HOW TO Validate k-means Clustering?

shredlegend88 · October 2016

It seems like a simple question. I have a dataset I am performing a k-means cluster analysis for consumers bankruptcy tendency (k=2). I need to know the best way to validate my models predictive accuracy. I have wasted about 5 hours trying and failing.

My text states the easiest way is by generating a confusion/classification matrix, but for the life of me, I cannot figure out what setting/operator/selection etc. to do this in RM!!!

All I get for my results is shown below. This is not good enough for me to know how well my model is performing against my testing/validation set. I am using a cross validation operator containing my cluster model on the training section, and the apply model and cluster distance performance operator on the training section. All i get is this. Why so little information?

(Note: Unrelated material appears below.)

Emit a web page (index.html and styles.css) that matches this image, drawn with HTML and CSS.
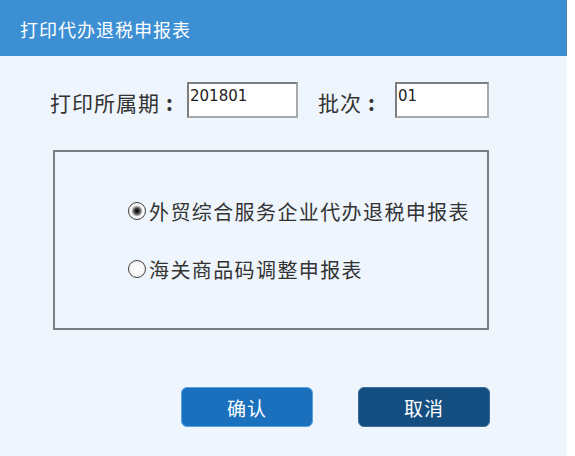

Avg. within centroid distance

Avg. within centroid distance: -6.053 +/- 0.279 (mikro: -6.053)

I have attached my dataset and xml of my process.

MartinLiebig · October 2016

Shredlegend88,

if you want to get a confusion matrix, you need to use a performance operator for supervised classification problem. This requieres a label. If you go purely unsupervised, you cannot define a confusion matrix.

~Martin

shredlegend88 · October 2016

My dataset has a label, however, when I try an use the performance operator, i get the error "Input ExampleSet does not have predicted label attribute".

What does this mean and how to I fix it? I have tried many approaches, adding dummy variables, changing my labels role/type/etc.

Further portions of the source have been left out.